▸ REQUIREMENTS
Copy out each line exactly; pictures stay out of the copy.

★ ★ ★ ★ ★

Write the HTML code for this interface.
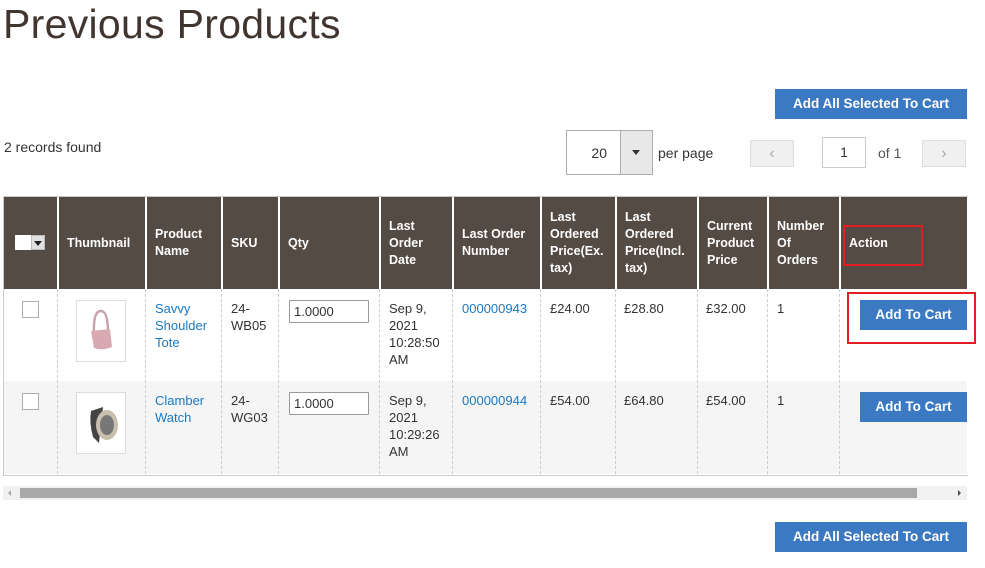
<!DOCTYPE html>
<html><head><meta charset="utf-8"><style>
body{margin:0;width:985px;height:568px;background:#fff;font-family:"Liberation Sans",sans-serif;color:#333;position:relative;overflow:hidden;font-size:13px}
.a{position:absolute}
.btn{position:absolute;background:#3b79c3;color:#fff;font-weight:bold;font-size:13.5px;text-align:center;line-height:30px}
.h{position:absolute;top:197px;height:92px;background:#544b45;color:#fff;font-weight:bold;font-size:12.5px;line-height:17px;display:flex;align-items:center;padding-left:8px;box-sizing:border-box;border-left:2px solid #fff}
.c{position:absolute;line-height:17px;font-size:13px}
.l{color:#1979c3}
.vl{position:absolute;width:0;border-left:1px dashed #ccc}
.inp{position:absolute;border:1px solid #999;border-radius:1px;font-size:13px;line-height:21px;padding-left:4px;box-sizing:border-box;width:80px;height:23px;background:#fff}
.cb{position:absolute;width:15px;height:15px;border:1px solid #adadad;background:#fff}
.thumb{position:absolute;width:48px;height:60px;border:1px solid #ddd;background:#fff}
</style></head><body>
<div class="a" style="left:3px;top:1px;font-size:41px;color:#41362f;letter-spacing:0.3px">Previous Products</div>
<div class="btn" style="left:775px;top:89px;width:192px;height:30px">Add All Selected To Cart</div>
<div class="a" style="left:4px;top:139px;font-size:14px">2 records found</div>
<div class="a" style="left:566px;top:130px;width:86px;height:45px;border:1px solid #adadad;box-sizing:border-box;background:#fff"></div>
<div class="a" style="left:566px;top:145px;width:41px;text-align:right;font-size:14px">20</div>
<div class="a" style="left:620px;top:130px;width:33px;height:45px;background:#e8e8e8;border:1px solid #adadad;box-sizing:border-box"></div>
<div class="a" style="left:632px;top:150px;width:0;height:0;border-left:4px solid transparent;border-right:4px solid transparent;border-top:5px solid #333"></div>
<div class="a" style="left:658px;top:145px;font-size:14px">per page</div>
<div class="a" style="left:750px;top:140px;width:44px;height:27px;background:#f0f0f0;border:1px solid #ddd;box-sizing:border-box;text-align:center;color:#aaa;line-height:25px;font-size:16px">&#8249;</div>
<div class="a" style="left:822px;top:137px;width:44px;height:31px;border:1px solid #ccc;box-sizing:border-box;text-align:center;line-height:29px;font-size:14px">1</div>
<div class="a" style="left:878px;top:145px;font-size:14px;color:#555">of 1</div>
<div class="a" style="left:922px;top:140px;width:44px;height:27px;background:#f0f0f0;border:1px solid #ddd;box-sizing:border-box;text-align:center;color:#aaa;line-height:25px;font-size:16px">&#8250;</div>

<div class="a" style="left:3px;top:196px;width:964px;height:278px;background:#fff;border-top:1px solid #ccc;border-bottom:1px solid #ccc;border-left:1px solid #ccc"></div>
<div class="a" style="left:4px;top:381px;width:963px;height:93px;background:#f5f5f5"></div>
<div class="h" style="left:4px;width:53px;border-left:none"></div>
<div class="a" style="left:15px;top:235px;width:16px;height:15px;background:#fff"></div>
<div class="a" style="left:31px;top:235px;width:14px;height:15px;background:#e0e0e0;border:1px solid #bbb;box-sizing:border-box"></div>
<div class="a" style="left:34px;top:241px;width:0;height:0;border-left:4px solid transparent;border-right:4px solid transparent;border-top:5px solid #222"></div>
<div class="h" style="left:57px;width:88px">Thumbnail</div>
<div class="h" style="left:145px;width:76px">Product<br>Name</div>
<div class="h" style="left:221px;width:57px">SKU</div>
<div class="h" style="left:278px;width:101px">Qty</div>
<div class="h" style="left:379px;width:73px">Last<br>Order<br>Date</div>
<div class="h" style="left:452px;width:88px">Last Order<br>Number</div>
<div class="h" style="left:540px;width:75px">Last<br>Ordered<br>Price(Ex.<br>tax)</div>
<div class="h" style="left:615px;width:82px">Last<br>Ordered<br>Price(Incl.<br>tax)</div>
<div class="h" style="left:697px;width:70px">Current<br>Product<br>Price</div>
<div class="h" style="left:767px;width:72px">Number<br>Of<br>Orders</div>
<div class="h" style="left:839px;width:128px">Action</div>
<div class="a" style="left:843px;top:225px;width:76px;height:37px;border:2px solid #e51c23"></div>

<div class="vl" style="left:57px;top:289px;height:185px"></div>
<div class="vl" style="left:145px;top:289px;height:185px"></div>
<div class="vl" style="left:221px;top:289px;height:185px"></div>
<div class="vl" style="left:278px;top:289px;height:185px"></div>
<div class="vl" style="left:379px;top:289px;height:185px"></div>
<div class="vl" style="left:452px;top:289px;height:185px"></div>
<div class="vl" style="left:540px;top:289px;height:185px"></div>
<div class="vl" style="left:615px;top:289px;height:185px"></div>
<div class="vl" style="left:697px;top:289px;height:185px"></div>
<div class="vl" style="left:767px;top:289px;height:185px"></div>
<div class="vl" style="left:839px;top:289px;height:185px"></div>

<div class="cb" style="left:22px;top:301px"></div>
<div class="thumb" style="left:76px;top:300px"><svg width="48" height="60"><path d="M17 32 Q16 10 24 10 Q31 10 31 32" fill="none" stroke="#c9a3ab" stroke-width="2.5"/><path d="M14 30 L33 28 L35 46 Q25 50 17 47 Z" fill="#d8a9b0"/></svg></div>
<div class="c l" style="left:155px;top:300px">Savvy<br>Shoulder<br>Tote</div>
<div class="c" style="left:231px;top:300px">24-<br>WB05</div>
<div class="inp" style="left:289px;top:300px">1.0000</div>
<div class="c" style="left:389px;top:300px">Sep 9,<br>2021<br>10:28:50<br>AM</div>
<div class="c l" style="left:462px;top:300px">000000943</div>
<div class="c" style="left:550px;top:300px">£24.00</div>
<div class="c" style="left:624px;top:300px">£28.80</div>
<div class="c" style="left:706px;top:300px">£32.00</div>
<div class="c" style="left:777px;top:300px">1</div>
<div class="btn" style="left:860px;top:300px;width:107px;height:30px">Add To Cart</div>
<div class="a" style="left:847px;top:292px;width:125px;height:48px;border:2px solid #e51c23"></div>

<div class="cb" style="left:22px;top:393px"></div>
<div class="thumb" style="left:76px;top:392px"><svg width="48" height="60"><path d="M14 18 Q12 30 16 44 L22 50 L26 14 Z" fill="#444"/><ellipse cx="30" cy="32" rx="11" ry="15" fill="#c8bfae"/><ellipse cx="30" cy="32" rx="7" ry="10" fill="#777"/></svg></div>
<div class="c l" style="left:155px;top:392px">Clamber<br>Watch</div>
<div class="c" style="left:231px;top:392px">24-<br>WG03</div>
<div class="inp" style="left:289px;top:392px">1.0000</div>
<div class="c" style="left:389px;top:392px">Sep 9,<br>2021<br>10:29:26<br>AM</div>
<div class="c l" style="left:462px;top:392px">000000944</div>
<div class="c" style="left:550px;top:392px">£54.00</div>
<div class="c" style="left:624px;top:392px">£64.80</div>
<div class="c" style="left:706px;top:392px">£54.00</div>
<div class="c" style="left:777px;top:392px">1</div>
<div class="btn" style="left:860px;top:392px;width:107px;height:30px">Add To Cart</div>

<div class="a" style="left:3px;top:486px;width:964px;height:14px;background:#f1f1f1"></div>
<div class="a" style="left:20px;top:488px;width:897px;height:10px;background:#a8a8a8"></div>
<div class="a" style="left:8px;top:490px;width:0;height:0;border-top:3px solid transparent;border-bottom:3px solid transparent;border-right:3px solid #aaa"></div>
<div class="a" style="left:958px;top:490px;width:0;height:0;border-top:3px solid transparent;border-bottom:3px solid transparent;border-left:3px solid #505050"></div>
<div class="btn" style="left:775px;top:522px;width:192px;height:30px">Add All Selected To Cart</div>
</body></html>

★ ★ ★ ★ ★

▸ OUTPUT
Write the HTML code for this interface.
<!DOCTYPE html>
<html><head><meta charset="utf-8"><style>
body{margin:0;width:985px;height:568px;background:#fff;font-family:"Liberation Sans",sans-serif;color:#333;position:relative;overflow:hidden;font-size:13px}
.a{position:absolute}
.btn{position:absolute;background:#3b79c3;color:#fff;font-weight:bold;font-size:13.5px;text-align:center;line-height:30px}
.h{position:absolute;top:197px;height:92px;background:#544b45;color:#fff;font-weight:bold;font-size:12.5px;line-height:17px;display:flex;align-items:center;padding-left:8px;box-sizing:border-box;border-left:2px solid #fff}
.c{position:absolute;line-height:17px;font-size:13px}
.l{color:#1979c3}
.vl{position:absolute;width:0;border-left:1px dashed #ccc}
.inp{position:absolute;border:1px solid #999;border-radius:1px;font-size:13px;line-height:21px;padding-left:4px;box-sizing:border-box;width:80px;height:23px;background:#fff}
.cb{position:absolute;width:15px;height:15px;border:1px solid #adadad;background:#fff}
.thumb{position:absolute;width:48px;height:60px;border:1px solid #ddd;background:#fff}
</style></head><body>
<div class="a" style="left:3px;top:1px;font-size:41px;color:#41362f;letter-spacing:0.3px">Previous Products</div>
<div class="btn" style="left:775px;top:89px;width:192px;height:30px">Add All Selected To Cart</div>
<div class="a" style="left:4px;top:139px;font-size:14px">2 records found</div>
<div class="a" style="left:566px;top:130px;width:86px;height:45px;border:1px solid #adadad;box-sizing:border-box;background:#fff"></div>
<div class="a" style="left:566px;top:145px;width:41px;text-align:right;font-size:14px">20</div>
<div class="a" style="left:620px;top:130px;width:33px;height:45px;background:#e8e8e8;border:1px solid #adadad;box-sizing:border-box"></div>
<div class="a" style="left:632px;top:150px;width:0;height:0;border-left:4px solid transparent;border-right:4px solid transparent;border-top:5px solid #333"></div>
<div class="a" style="left:658px;top:145px;font-size:14px">per page</div>
<div class="a" style="left:750px;top:140px;width:44px;height:27px;background:#f0f0f0;border:1px solid #ddd;box-sizing:border-box;text-align:center;color:#aaa;line-height:25px;font-size:16px">&#8249;</div>
<div class="a" style="left:822px;top:137px;width:44px;height:31px;border:1px solid #ccc;box-sizing:border-box;text-align:center;line-height:29px;font-size:14px">1</div>
<div class="a" style="left:878px;top:145px;font-size:14px;color:#555">of 1</div>
<div class="a" style="left:922px;top:140px;width:44px;height:27px;background:#f0f0f0;border:1px solid #ddd;box-sizing:border-box;text-align:center;color:#aaa;line-height:25px;font-size:16px">&#8250;</div>

<div class="a" style="left:3px;top:196px;width:964px;height:278px;background:#fff;border-top:1px solid #ccc;border-bottom:1px solid #ccc;border-left:1px solid #ccc"></div>
<div class="a" style="left:4px;top:381px;width:963px;height:93px;background:#f5f5f5"></div>
<div class="h" style="left:4px;width:53px;border-left:none"></div>
<div class="a" style="left:15px;top:235px;width:16px;height:15px;background:#fff"></div>
<div class="a" style="left:31px;top:235px;width:14px;height:15px;background:#e0e0e0;border:1px solid #bbb;box-sizing:border-box"></div>
<div class="a" style="left:34px;top:241px;width:0;height:0;border-left:4px solid transparent;border-right:4px solid transparent;border-top:5px solid #222"></div>
<div class="h" style="left:57px;width:88px">Thumbnail</div>
<div class="h" style="left:145px;width:76px">Product<br>Name</div>
<div class="h" style="left:221px;width:57px">SKU</div>
<div class="h" style="left:278px;width:101px">Qty</div>
<div class="h" style="left:379px;width:73px">Last<br>Order<br>Date</div>
<div class="h" style="left:452px;width:88px">Last Order<br>Number</div>
<div class="h" style="left:540px;width:75px">Last<br>Ordered<br>Price(Ex.<br>tax)</div>
<div class="h" style="left:615px;width:82px">Last<br>Ordered<br>Price(Incl.<br>tax)</div>
<div class="h" style="left:697px;width:70px">Current<br>Product<br>Price</div>
<div class="h" style="left:767px;width:72px">Number<br>Of<br>Orders</div>
<div class="h" style="left:839px;width:128px">Action</div>
<div class="a" style="left:843px;top:225px;width:76px;height:37px;border:2px solid #e51c23"></div>

<div class="vl" style="left:57px;top:289px;height:185px"></div>
<div class="vl" style="left:145px;top:289px;height:185px"></div>
<div class="vl" style="left:221px;top:289px;height:185px"></div>
<div class="vl" style="left:278px;top:289px;height:185px"></div>
<div class="vl" style="left:379px;top:289px;height:185px"></div>
<div class="vl" style="left:452px;top:289px;height:185px"></div>
<div class="vl" style="left:540px;top:289px;height:185px"></div>
<div class="vl" style="left:615px;top:289px;height:185px"></div>
<div class="vl" style="left:697px;top:289px;height:185px"></div>
<div class="vl" style="left:767px;top:289px;height:185px"></div>
<div class="vl" style="left:839px;top:289px;height:185px"></div>

<div class="cb" style="left:22px;top:301px"></div>
<div class="thumb" style="left:76px;top:300px"><svg width="48" height="60"><path d="M17 32 Q16 10 24 10 Q31 10 31 32" fill="none" stroke="#c9a3ab" stroke-width="2.5"/><path d="M14 30 L33 28 L35 46 Q25 50 17 47 Z" fill="#d8a9b0"/></svg></div>
<div class="c l" style="left:155px;top:300px">Savvy<br>Shoulder<br>Tote</div>
<div class="c" style="left:231px;top:300px">24-<br>WB05</div>
<div class="inp" style="left:289px;top:300px">1.0000</div>
<div class="c" style="left:389px;top:300px">Sep 9,<br>2021<br>10:28:50<br>AM</div>
<div class="c l" style="left:462px;top:300px">000000943</div>
<div class="c" style="left:550px;top:300px">£24.00</div>
<div class="c" style="left:624px;top:300px">£28.80</div>
<div class="c" style="left:706px;top:300px">£32.00</div>
<div class="c" style="left:777px;top:300px">1</div>
<div class="btn" style="left:860px;top:300px;width:107px;height:30px">Add To Cart</div>
<div class="a" style="left:847px;top:292px;width:125px;height:48px;border:2px solid #e51c23"></div>

<div class="cb" style="left:22px;top:393px"></div>
<div class="thumb" style="left:76px;top:392px"><svg width="48" height="60"><path d="M14 18 Q12 30 16 44 L22 50 L26 14 Z" fill="#444"/><ellipse cx="30" cy="32" rx="11" ry="15" fill="#c8bfae"/><ellipse cx="30" cy="32" rx="7" ry="10" fill="#777"/></svg></div>
<div class="c l" style="left:155px;top:392px">Clamber<br>Watch</div>
<div class="c" style="left:231px;top:392px">24-<br>WG03</div>
<div class="inp" style="left:289px;top:392px">1.0000</div>
<div class="c" style="left:389px;top:392px">Sep 9,<br>2021<br>10:29:26<br>AM</div>
<div class="c l" style="left:462px;top:392px">000000944</div>
<div class="c" style="left:550px;top:392px">£54.00</div>
<div class="c" style="left:624px;top:392px">£64.80</div>
<div class="c" style="left:706px;top:392px">£54.00</div>
<div class="c" style="left:777px;top:392px">1</div>
<div class="btn" style="left:860px;top:392px;width:107px;height:30px">Add To Cart</div>

<div class="a" style="left:3px;top:486px;width:964px;height:14px;background:#f1f1f1"></div>
<div class="a" style="left:20px;top:488px;width:897px;height:10px;background:#a8a8a8"></div>
<div class="a" style="left:8px;top:490px;width:0;height:0;border-top:3px solid transparent;border-bottom:3px solid transparent;border-right:3px solid #aaa"></div>
<div class="a" style="left:958px;top:490px;width:0;height:0;border-top:3px solid transparent;border-bottom:3px solid transparent;border-left:3px solid #505050"></div>
<div class="btn" style="left:775px;top:522px;width:192px;height:30px">Add All Selected To Cart</div>
</body></html>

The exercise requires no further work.